Kwanzaa was established in 1966-1967 by Maulana Karenga of the US Organization; becoming the first African American-centric holiday.

Kwanzaa is a 7 day celebration commencing on December 26 to January 1st each year.

The views and practice of Kwanzaa had some scrutiny in the earlier days of its inception.  Karenga initially intended that Kwanzaa would be observed as an alternative holiday to Christmas and Christianity.  Karenga soon came to the realization that he must take a different position on this view to alleviate the alienation of practicing Christians.  

In 1997  Kwanzaa became known as a “Celebration of Family, Community, and Culture” and is observed in addition to Christmas.

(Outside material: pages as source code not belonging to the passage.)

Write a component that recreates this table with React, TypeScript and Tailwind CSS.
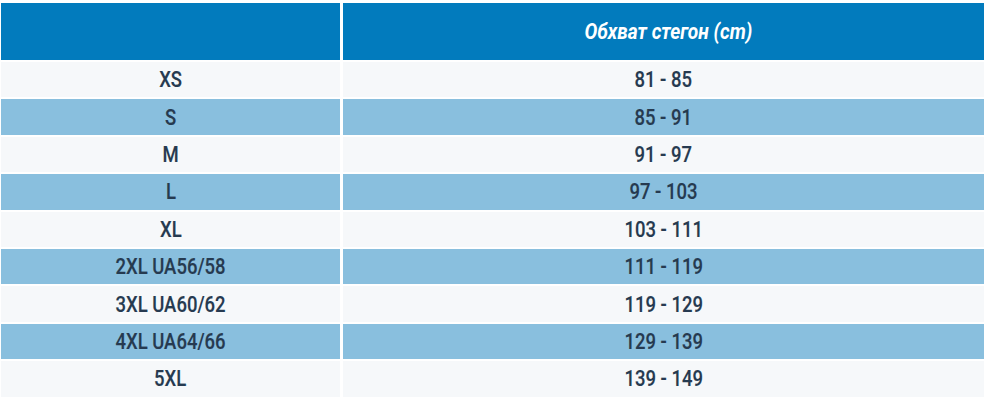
import React from "react";

const rows: [string, string][] = [
  ["XS", "81 - 85"],
  ["S", "85 - 91"],
  ["M", "91 - 97"],
  ["L", "97 - 103"],
  ["XL", "103 - 111"],
  ["2XL UA56/58", "111 - 119"],
  ["3XL UA60/62", "119 - 129"],
  ["4XL UA64/66", "129 - 139"],
  ["5XL", "139 - 149"],
];

const App: React.FC = () => {
  return (
    <div
      className="w-[984px] h-[408px] bg-white pt-[3px] pl-[1px]"
      style={{ fontFamily: "Roboto, 'Liberation Sans', sans-serif" }}
    >
      <div className="grid grid-cols-[339px_1fr] gap-x-[3px] gap-y-[2px]">
        <div className="h-[57px] bg-[#027bbd]" />
        <div className="h-[57px] bg-[#027bbd] flex items-center justify-center pl-[10px]">
          <span className="text-white text-[22px] font-bold italic scale-x-[0.87]">
            Обхват стегон (cm)
          </span>
        </div>
        {rows.map(([size, range], i) => {
          const bg = i % 2 === 1 ? "bg-[#89bfde]" : "bg-[#f6f8fa]";
          return (
            <React.Fragment key={size}>
              <div className={`h-[35.4px] ${bg} flex items-center justify-center`}>
                <span className="text-[22px] font-medium text-[#263a50] scale-x-[0.84] [-webkit-text-stroke:0.15px_#263a50]">
                  {size}
                </span>
              </div>
              <div className={`h-[35.4px] ${bg} flex items-center justify-center`}>
                <span className="text-[22px] font-medium text-[#263a50] scale-x-[0.84] [-webkit-text-stroke:0.15px_#263a50]">
                  {range}
                </span>
              </div>
            </React.Fragment>
          );
        })}
      </div>
    </div>
  );
};

export default App;
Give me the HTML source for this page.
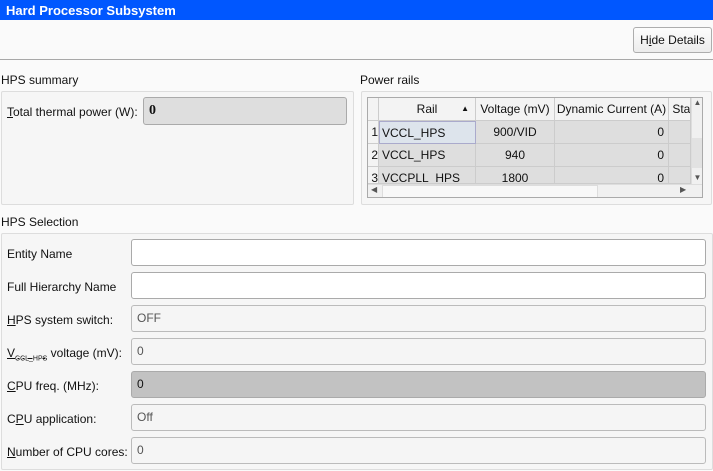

Over the 7 Days of Kwanzaa, we celebrate the principles outlined below:

1. Unity (Umoja)
2. Self-Determination (Kujichagulia)
3. Collective Work & Responsibility (Ujima)
4. Cooperative Economics (Ujamaa)
5. Purpose (Nia)
6. Creativity (Kuumba)
7. Faith (Imani)

During the 7 Days of Kwanzaa, a decorative mat is laid which is used as the foundation for other symbols.  A candelabra with 7 candles, called a kinara are lit; display of the red/black/green flag (representing all people of the African Diaspora regardless of land of birth), a communal cup for libations, a poster of the seven principles, along with corn and other crops.

Whether you are of African American descent, believer or non-believer in Kwanzaa; the principles are relevant and can be practiced and observed by all.

Happy Kwanzaa to you and yours!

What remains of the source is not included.